Locally, everything works:

  • Low request volume
  • Fresh IP
  • Minimal repetition

In production:

  • Requests cluster
  • IPs get reused
  • Behavior becomes predictable

That’s when 403s appear — not because your code broke, but because your traffic profile changed.

Datacenter Traffic vs. Residential Behavior

One hard-earned lesson:

Sites don’t block scripts — they block infrastructure patterns.

Datacenter IPs:

  • Are heavily fingerprinted
  • Often shared by scrapers
  • Trigger suspicion faster at scale
    Residential traffic behaves differently:

  • Natural IP reputation

  • Regionally consistent

  • Aligned with real user access patterns

This is where residential proxy infrastructure (like Rapidproxy) quietly matters — not as a bypass, but as a way to reduce the mismatch between crawler behavior and user behavior.

No tricks. No exploits. Just alignment.

Debugging 403s the Right Way

Instead of asking:

“How do I get past this 403?”

Ask:

  • What does this site expect a real user to look like?
  • Does my session persist naturally?
  • Does my IP geography match the content?
  • Am I rotating too aggressively?
  • Am I collecting partial truth and calling it data?

When you ask better questions, 403s stop being blockers and start being design inputs.

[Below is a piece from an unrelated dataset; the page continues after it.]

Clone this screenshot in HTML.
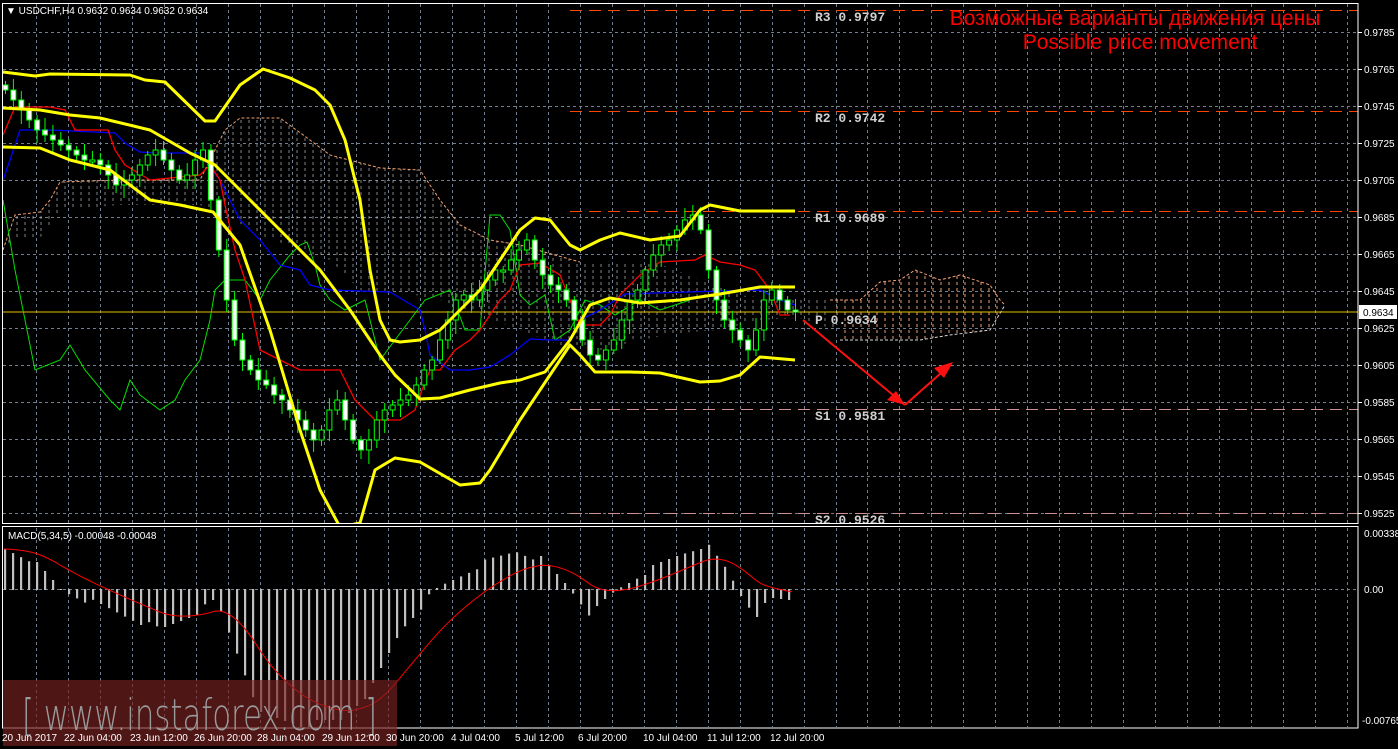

The Counterintuitive Fix: Slow Down and Stabilize

Some of the most effective changes I’ve seen:

  • Fewer IP rotations, longer sessions
  • Lower concurrency, higher consistency
  • Region-aware routing
  • Treating crawlers as long-lived actors, not stateless scripts

The goal isn’t invisibility.
It’s believability.

Final Thought

A 403 isn’t your enemy.

It’s the server being honest.

If you listen to it, you’ll build:

  • More reliable scrapers
  • Cleaner datasets
  • Systems that scale without constant firefighting

And once you start treating access errors as signals instead of obstacles, your crawler stops fighting the web — and starts understanding it.